Com o fim da Segunda Guerra Mundial e com o restabelecimento do regime democrático, o Judiciário Alemão se reafirma em seu papel e sustenta o alargamento de suas competências e de seus poderes recém-adquiridos. Confortável nesta posição, a Corte Constitucional Alemã passa a criar doutrinas, donde citamos a reconhecida “jurisprudências de valores”, julgando de acordo com cláusulas gerais, conceitos jurídicos indeterminados e outros parâmetros abertos que não guardavam vinculação à letra da Constituição Alemã.
Diante de todo este cenário, Maus descreve o panorama das mudanças que marcam seu texto. Com a dessacralização da sociedade e a queda da monarquia (monarca), que durante muito tempo ocupou o centro da vida e de direção da sociedade, “o povo alemão perdeu indubitavelmente um importante símbolo de sua unidade”[2]. Esta sociedade, então livre desta figura central que ditava todos os aspectos de sua vida, segue sem um “censor moral”, se tornando, portanto, “órfã”. A “sociedade órfã” que não dispunha do livre acesso à emancipação moral, buscava por um “pai” que lhe outorgasse os principais valores tidos por ele como os mais relevantes. Transpõe-se, portanto, para o Judiciário esse vazio, essa ausência, passando o mesmo a representar o “superego” desta sociedade carente de tutela. O “superego” (Überich), vale reforçar, como representação psicanalítica que diz respeito a uma das três instâncias do aparelho psíquico (ego, id, superego), representa a parte moral da mente humana, responsável pelos valores presentes em uma determinada sociedade[3]. Tanto para Freud quanto para Lacan, o “pai” seria a figura da lei, o definidor do ego. Seria, enquanto senhor da mulher e ameaça de castração para os filhos, a origem, o fundamento e a realização daquilo que constitui a lei[4]. Nota-se, por todas estas referências à psicanálise feitas por Maus, as sutilezas do inconsciente coletivo na busca por quem fizesse as vezes deste verdadeiro referencial de controle.

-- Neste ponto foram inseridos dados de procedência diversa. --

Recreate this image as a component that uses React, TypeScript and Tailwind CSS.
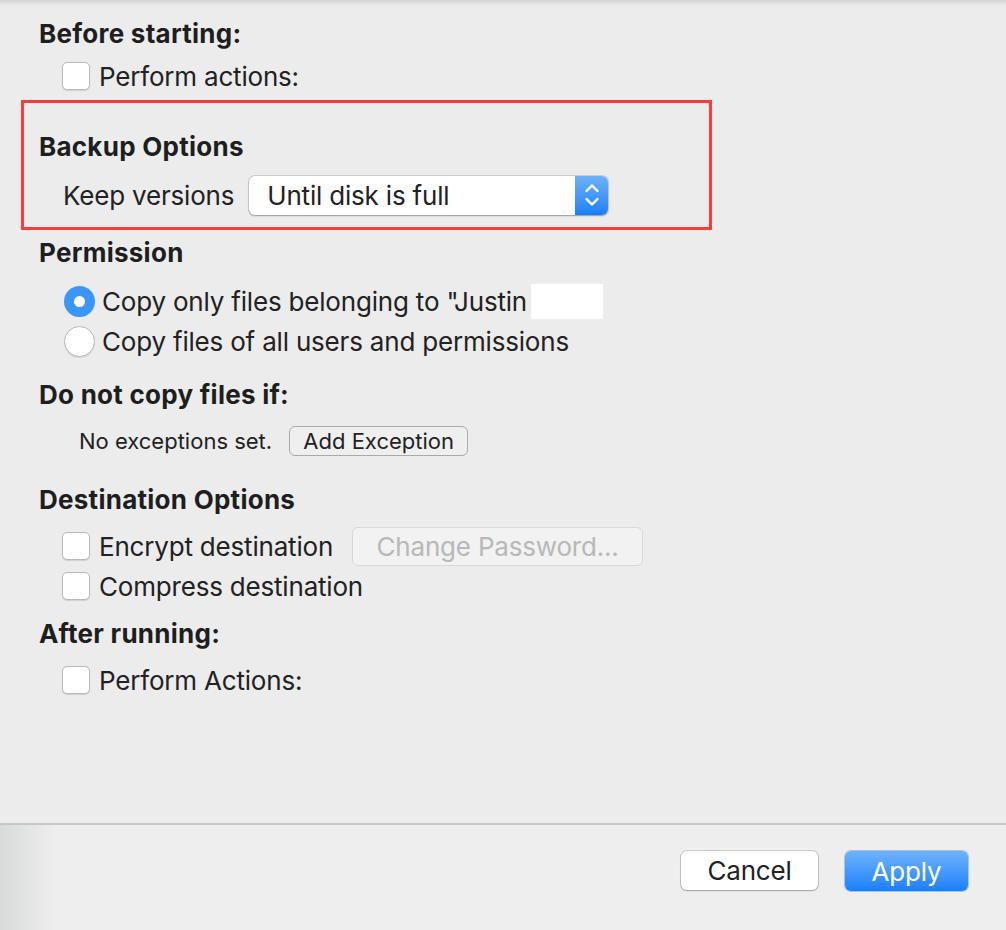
import React from 'react';

function Checkbox() {
  return (
    <span className="inline-block h-[28px] w-[28px] shrink-0 rounded-[5px] border border-[#b9b9b9] bg-white shadow-[0_1px_1px_rgba(0,0,0,0.12)]" />
  );
}

function Radio({ checked }: { checked?: boolean }) {
  if (checked) {
    return (
      <span className="flex h-[31px] w-[31px] shrink-0 items-center justify-center rounded-full bg-[#3a97f9]">
        <span className="h-[11px] w-[11px] rounded-full bg-white" />
      </span>
    );
  }
  return (
    <span className="inline-block h-[31px] w-[31px] shrink-0 rounded-full border border-[#b9b9b9] bg-white shadow-[0_1px_1px_rgba(0,0,0,0.1)]" />
  );
}

function Heading({ children, className = '' }: { children: React.ReactNode; className?: string }) {
  return (
    <div className={`flex items-center pl-[39px] text-[26px] font-bold tracking-[0.01em] text-[#1e1e1e] ${className}`}>
      {children}
    </div>
  );
}

export default function App() {
  return (
    <div className="flex h-[930px] w-[1006px] flex-col bg-[#ececec] tracking-[-0.012em] text-[#222] [font-family:Inter,'Noto_Sans',sans-serif]">
      {/* top shade */}
      <div className="h-[6px] bg-gradient-to-b from-[#d4d4d4] to-[#ececec]" />

      <Heading className="h-[54px]">Before starting:</Heading>
      <div className="flex h-[32px] items-center gap-[9px] pl-[62px] text-[26px]">
        <Checkbox />
        <span>Perform actions:</span>
      </div>

      {/* highlighted backup options */}
      <div className="ml-[21px] mt-[8px] w-[691px] border-[3px] border-[#fd3b38] pb-[12px] pt-[22px]">
        <div className="flex h-[42px] items-center pl-[15px] text-[26px] font-bold tracking-[0.01em] text-[#1e1e1e]">Backup Options</div>
        <div className="mt-[8px] flex h-[40px] items-center pl-[39px] text-[26px]">
          <span>Keep versions</span>
          <div className="ml-[15px] flex h-[39px] w-[359px] items-stretch overflow-hidden rounded-[6px] bg-white shadow-[0_0_0_1px_rgba(0,0,0,0.12),0_1px_2px_rgba(0,0,0,0.25)]">
            <span className="flex flex-1 items-center pl-[18px]">Until disk is full</span>
            <span className="flex w-[33px] items-center justify-center bg-gradient-to-b from-[#6db2fa] to-[#167ffb]">
              <svg width="16" height="28" viewBox="0 0 16 28" fill="none" stroke="white" strokeWidth="2.4" strokeLinecap="round" strokeLinejoin="round">
                <polyline points="2.5,10 8,4.5 13.5,10" />
                <polyline points="2.5,18 8,23.5 13.5,18" />
              </svg>
            </span>
          </div>
        </div>
      </div>

      <Heading className="h-[44px]">Permission</Heading>
      <div className="mt-[7px] flex h-[40px] items-center gap-[7px] pl-[64px] text-[26px]">
        <Radio checked />
        <span>Copy only files belonging to "Justin</span>
        <span className="ml-[-3px] h-[35px] w-[72px] bg-white" />
      </div>
      <div className="flex h-[40px] items-center gap-[7px] pl-[64px] text-[26px]">
        <Radio />
        <span>Copy files of all users and permissions</span>
      </div>

      <Heading className="mt-[14px] h-[38px]">Do not copy files if:</Heading>
      <div className="mt-[13px] flex h-[30px] items-center pl-[79px] text-[22px] tracking-normal">
        <span>No exceptions set.</span>
        <button className="ml-[17px] flex h-[30px] w-[179px] items-center justify-center rounded-[6px] border-[1.5px] border-[#a9a9a9] bg-[#efefef] text-[22px] text-[#222]">
          Add Exception
        </button>
      </div>

      <Heading className="mt-[24px] h-[38px]">Destination Options</Heading>
      <div className="mt-[8px] flex h-[40px] items-center pl-[62px] text-[26px]">
        <Checkbox />
        <span className="ml-[9px]">Encrypt destination</span>
        <button className="ml-[19px] flex h-[39px] w-[291px] items-center justify-center rounded-[6px] border border-[#d9d9d9] bg-[#f2f2f2] text-[26px] text-[#b8b8b8]">
          Change Password...
        </button>
      </div>
      <div className="flex h-[40px] items-center gap-[9px] pl-[62px] text-[26px]">
        <Checkbox />
        <span>Compress destination</span>
      </div>

      <Heading className="mt-[8px] h-[38px]">After running:</Heading>
      <div className="mt-[12px] flex h-[32px] items-center gap-[9px] pl-[62px] text-[26px]">
        <Checkbox />
        <span>Perform Actions:</span>
      </div>

      <div className="flex-1" />

      <div className="h-[2px] bg-[#c6c6c6]" />
      <div className="flex h-[105px] bg-[#eeeeee]">
        <div className="w-[56px] bg-gradient-to-r from-[#d9dbdb] to-[#eeeeee]" />
        <div className="flex-1" />
        <div className="flex items-start gap-[27px] pr-[38px] pt-[26px]">
          <button className="flex h-[39px] w-[137px] items-center justify-center rounded-[6px] bg-white text-[26px] text-[#222] shadow-[0_0_0_1px_rgba(0,0,0,0.15),0_1px_2px_rgba(0,0,0,0.2)]">
            Cancel
          </button>
          <button className="flex h-[40px] w-[123px] items-center justify-center rounded-[6px] bg-gradient-to-b from-[#6cb3fb] to-[#177ffb] text-[26px] text-white shadow-[0_0_0_1px_rgba(0,90,220,0.3)]">
            Apply
          </button>
        </div>
      </div>
    </div>
  );
}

No esforço de construção e reforço de seu pensamento, Maus ultrapassa as fronteiras da Alemanha e cita que o “retorno mais marcante da imagem do pai parece revelar-se no exame da jurisdição constitucional dos Estados Unidos”[5]. A autora chama especial atenção para a vasta literatura a versar sobre a biografia de juízes da Suprema Corte norte-americana, tratando-os como verdadeiros “profetas” e “deuses do Olimpo”, incutindo-se, portanto, a ideia de que “os pressupostos para uma decisão racional e justa residem exatamente na formação da personalidade de juízes”[6].
Esta dita “centralização da ‘consciência’ social na Justiça”[7] é por demais preocupante, na medida em que se eliminariam discussões e procedimentos no processo de construção política do consenso. Neste ponto, “a inclusão da moral no direito, imuniza a atividade jurisprudencial perante a crítica à qual originariamente deveria estar sujeita”[8]. E Maus conclui:
Quando a Justiça ascende ela própria à condição de mais alta instância moral da sociedade, passa a escapar de qualquer mecanismo de controle social – controle ao que normalmente se deve subordinar toda instituição do Estado em uma forma de organização política democrática. No domínio de uma Justiça que contrapõe um direito “superior”, dotado de atributos morais ao simples direito dos outros poderes do Estado e da sociedade, é notória a regressão a valores pré-democráticos de parâmetros de integração social[9].
Neste panorama, não podemos deixar de reconhecer os traços (e os riscos) do tão propalado ativismo judicial, que sob o discurso das omissões e mazelas de outros poderes dormentes, reforça o confortável quadro até então desenhado de supremacia e falta de controle social sobre o Judiciário. Sobre esta questão, trataremos de tecer maiores pormenores no tópico seguinte.
De toda forma, reconhecendo a citada “centralização da ‘consciência’ social na Justiça”, a autora continua suas reflexões chamando a atenção para os riscos da aproximação entre a Jurisprudência e a moral. Neste sentido, Maus se apressa em criticar Ronald Dworkin, que seria a “expressão plena do pensamento dominante de que o direito e moral não podem ser separados na atividade jurisprudencial”[10]. Segundo a autora, citada teoria encobriria um decisionismo judicial, em franco detrimento das normas jurídicas, perpetuando-se uma “relação indeterminada entre a moral atribuída ao direito e as convicções morais de uma sociedade”. Nesta dinâmica, “a moral que deve dirigir a interpretação do juiz, torna-se produto de sua interpretação”[11].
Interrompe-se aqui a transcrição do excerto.